YOUR INSTRUCTIONS:
Assemble all lines in which the string "index" appears.

AVAILABLE DATA:

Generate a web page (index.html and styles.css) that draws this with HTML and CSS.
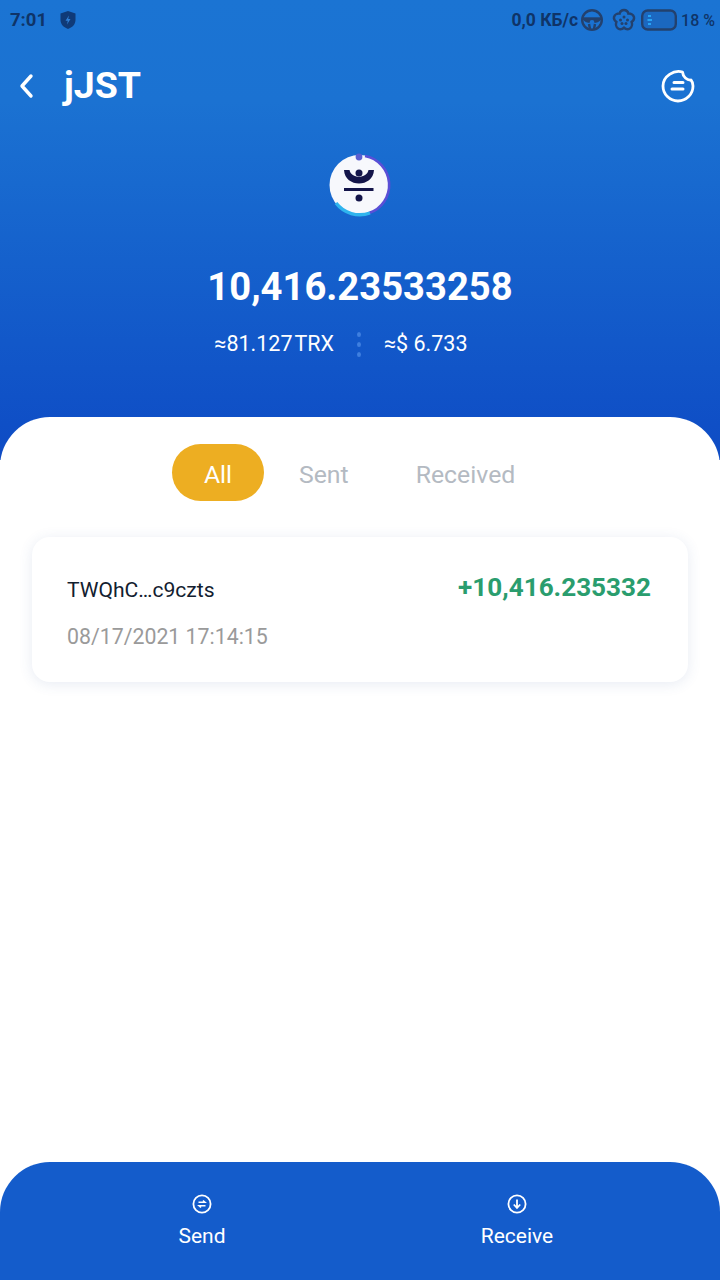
FILE: index.html
```
<!DOCTYPE html>
<html lang="en">
<head>
<meta charset="utf-8">
<title>jJST</title>
<link rel="stylesheet" href="styles.css">
</head>
<body>
<div class="app">
  <header class="hero">
    <div class="status">
      <div class="status-left">
        <span class="time">7:01</span>
        <svg class="shield" width="18" height="20" viewBox="0 0 18 20"><path d="M9 1 L16.500 3.600 V10 C16.500 14.500 13 17.500 9 19 C5 17.500 1.500 14.500 1.500 10 V3.600 Z" fill="#0f3a78"/><path d="M10 5.500 L6.500 10.800 H8.800 L8 14.500 L11.500 9 H9.200 Z" fill="#2f7fd6"/></svg>
      </div>
      <div class="status-right">
        <span class="net">0,0 КБ/с</span>
        <svg class="sicon" width="24" height="24" viewBox="0 0 24 24" fill="none" stroke="#23416e" stroke-width="2.400"><circle cx="12" cy="12" r="9.800"/><path d="M2.600 10.500 H21.400" /><path d="M2.600 11 C5 15 9 15 12 15 C15 15 19 15 21.400 11 Z" fill="#23416e" stroke="none"/><circle cx="12" cy="14.500" r="2.400" fill="#1b72d2" stroke="none"/><path d="M9 16 L10 21 M15 16 L14 21"/></svg>
        <svg class="sicon flower" width="24" height="24" viewBox="0 0 24 24" fill="none" stroke="#23416e" stroke-width="2.400"><path d="M12 2 C14.500 2 16 3.600 16.400 5.600 C18.600 5.400 21.400 6.400 22 9 C22.500 11.400 21 13 19.600 14 C20.400 16 20 19 17.800 20.600 C15.600 22 13.400 21 12 19.600 C10.600 21 8.400 22 6.200 20.600 C4 19 3.600 16 4.400 14 C3 13 1.500 11.400 2 9 C2.600 6.400 5.400 5.400 7.600 5.600 C8 3.600 9.500 2 12 2 Z"/><circle cx="12" cy="9" r="1.500" fill="#23416e" stroke="none"/><circle cx="8.500" cy="12" r="1.500" fill="#23416e" stroke="none"/><circle cx="15.500" cy="12" r="1.500" fill="#23416e" stroke="none"/><circle cx="10" cy="15.500" r="1.500" fill="#23416e" stroke="none"/><circle cx="14" cy="15.500" r="1.500" fill="#23416e" stroke="none"/></svg>
        <svg class="battery" width="36" height="22" viewBox="0 0 36 22" fill="none"><rect x="1.200" y="1.500" width="33.600" height="19" rx="5.500" stroke="#23416e" stroke-width="2.400" fill="#1b68c0"/><path d="M7 7 H10 M6.500 11 H11 M7 15 H10" stroke="#28a5f5" stroke-width="2.200"/></svg>
        <span class="pct">18 %</span>
      </div>
    </div>
    <div class="topbar">
      <svg class="back" width="16" height="26" viewBox="0 0 16 26" fill="none"><path d="M13 3 L4 13 L13 23" stroke="#fff" stroke-width="3.400" stroke-linecap="round" stroke-linejoin="round"/></svg>
      <h1 class="title">jJST</h1>
      <svg class="menu" width="34" height="34" viewBox="0 0 34 34" fill="none"><path d="M21.500 3 C13 0.500 2 7 2 17 C2 25.300 8.700 32 17 32 C25.300 32 32 25.300 32 17 C32 14.500 31.300 12.500 30 11 C26 11.500 22 8 21.500 3 Z" stroke="#fff" stroke-width="2.800" stroke-linejoin="round"/><path d="M13 13.500 H22 M11 20 H22" stroke="#fff" stroke-width="3" stroke-linecap="round"/></svg>
    </div>
    <div class="logo">
      <svg width="64" height="64" viewBox="0 0 64 64" fill="none">
        <circle cx="30.500" cy="32" r="30" fill="#f7f8fc"/>
        <path d="M36 3 A 29.500 29.500 0 0 1 40 60" stroke="#5a4fd6" stroke-width="2.600"/>
        <path d="M41 60 A 30 30 0 0 1 7 50" stroke="#2fb4ee" stroke-width="3.400"/>
        <circle cx="30" cy="4" r="3.400" fill="#5a5fd0"/>
        <path d="M15 17 H20.500 C22 26 38 26 39.500 17 H45 C44 35 16 35 15 17 Z" fill="#14154a"/>
        <circle cx="30" cy="20" r="3.500" fill="#14154a"/>
        <rect x="15" y="35" width="29.500" height="3" fill="#14154a"/>
        <circle cx="30" cy="45" r="3.500" fill="#14154a"/>
      </svg>
    </div>
    <div class="amount">10,416.23533258</div>
    <div class="values">
      <span class="val val-trx">≈81.127 TRX</span>
      <span class="dots"><i></i><i></i><i></i></span>
      <span class="val">≈$ 6.733</span>
    </div>
  </header>
  <main class="sheet">
    <nav class="tabs">
      <span class="tab active">All</span>
      <span class="tab sent">Sent</span>
      <span class="tab received">Received</span>
    </nav>
    <article class="card">
      <div class="row">
        <span class="addr">TWQhC…c9czts</span>
        <span class="plus">+10,416.235332</span>
      </div>
      <div class="date">08/17/2021 17:14:15</div>
    </article>
  </main>
  <footer class="actions">
    <div class="action">
      <svg width="20" height="20" viewBox="0 0 20 20" fill="none" stroke="#fff"><circle cx="10" cy="10" r="8.600" stroke-width="1.800"/><path d="M6.500 8.300 H13 L11 6.500 M13.500 11.700 H7 L9 13.500" stroke-width="1.500"/></svg>
      <span class="action-label">Send</span>
    </div>
    <div class="action">
      <svg width="20" height="20" viewBox="0 0 20 20" fill="none" stroke="#fff"><circle cx="10" cy="10" r="8.600" stroke-width="1.800"/><path d="M10 5.500 V13.500 M6.800 10.500 L10 14 L13.200 10.500" stroke-width="1.800"/></svg>
      <span class="action-label">Receive</span>
    </div>
  </footer>
</div>
</body>
</html>
```
FILE: styles.css
```
* { box-sizing: border-box; }
html, body { margin: 0; padding: 0; }
body { font-family: Roboto, "Liberation Sans", sans-serif; background: #fff; }
.app { width: 720px; height: 1280px; display: flex; flex-direction: column; overflow: hidden; background: #fff; position: relative; }
.hero { height: 460px; flex: none; background: linear-gradient(180deg, #1b74d3 0%, #1b72d2 22%, #0f4fc6 92%, #0f4cc4 100%); color: #fff; }
.status { height: 40px; display: flex; justify-content: space-between; align-items: center; padding: 0 5px 0 10px; color: #0f3468; font-weight: 700; }
.status-left { display: flex; align-items: center; gap: 12px; }
.time { font-size: 18.500px; font-weight: 700; }
.shield { display: block; }
.status-right { display: flex; align-items: center; }
.net { font-size: 17.500px; margin-right: 2px; }
.sicon { display: block; }
.flower { margin-left: 8px; }
.battery { display: block; margin-left: 5px; }
.pct { font-size: 16px; font-weight: 500; margin-left: 4px; }
.topbar { height: 60px; margin-top: 16px; display: flex; align-items: center; padding: 0 25px 0 18px; }
.back { display: block; }
.title { margin: 0 0 0 30px; font-size: 37.500px; font-weight: 700; line-height: 58px; height: 60px; flex: 1; letter-spacing: 0; }
.menu { display: block; }
.logo { display: flex; justify-content: center; margin-top: 37px; height: 64px; padding-left: 2px; }
.logo svg { display: block; }
.amount { margin-top: 47px; text-align: center; font-size: 38.200px; font-weight: 700; line-height: 46px; }
.values { margin-top: 17px; display: grid; grid-template-columns: 1fr auto 1fr; align-items: center; font-size: 21.500px; line-height: 34px; padding-right: 2px; }
.val-trx { word-spacing: -3px; justify-self: end; }
.dots { display: flex; flex-direction: column; gap: 5px; margin: 0 23px; }
.dots i { display: block; width: 4px; height: 5px; border-radius: 50%; background: #3f7fdf; }
.sheet { flex: 1; margin-top: -43px; background: #fff; border-radius: 50px 50px 0 0; position: relative; padding: 27px 32px 0; }
.tabs { display: flex; align-items: center; padding-left: 140px; height: 57px; }
.tab { font-size: 24.800px; color: #b4bac2; padding-top: 4px; }
.active { width: 92px; height: 57px; border-radius: 29px; background: #edae22; color: #fff; display: flex; align-items: center; justify-content: center; }
.sent { margin-left: 35px; }
.received { margin-left: 67px; }
.card { margin-top: 36px; height: 145px; border-radius: 18px; background: #fff; box-shadow: 0 2px 14px rgba(60, 90, 160, 0.12); padding: 30px 37px 0 35px; }
.row { display: flex; justify-content: space-between; align-items: center; height: 40px; }
.addr { font-size: 21.100px; color: #12202f; padding-top: 4px; }
.plus { font-size: 26.100px; font-weight: 700; color: #2a9d6e; }
.date { margin-top: 16px; font-size: 21.300px; color: #9a9a9a; line-height: 28px; }
.actions { height: 118px; flex: none; background: #145ccb; border-radius: 50px 50px 0 0; display: flex; color: #fff; padding-top: 32px; }
.action { display: flex; flex-direction: column; align-items: center; font-size: 21px; }
.action-label { margin-top: 10px; }
.action:first-child { width: 404px; }
.action:last-child { width: 226px; }
.action svg { display: block; }
```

COMPLETED EXERCISE:
Generate a web page (index.html and styles.css) that draws this with HTML and CSS.
FILE: index.html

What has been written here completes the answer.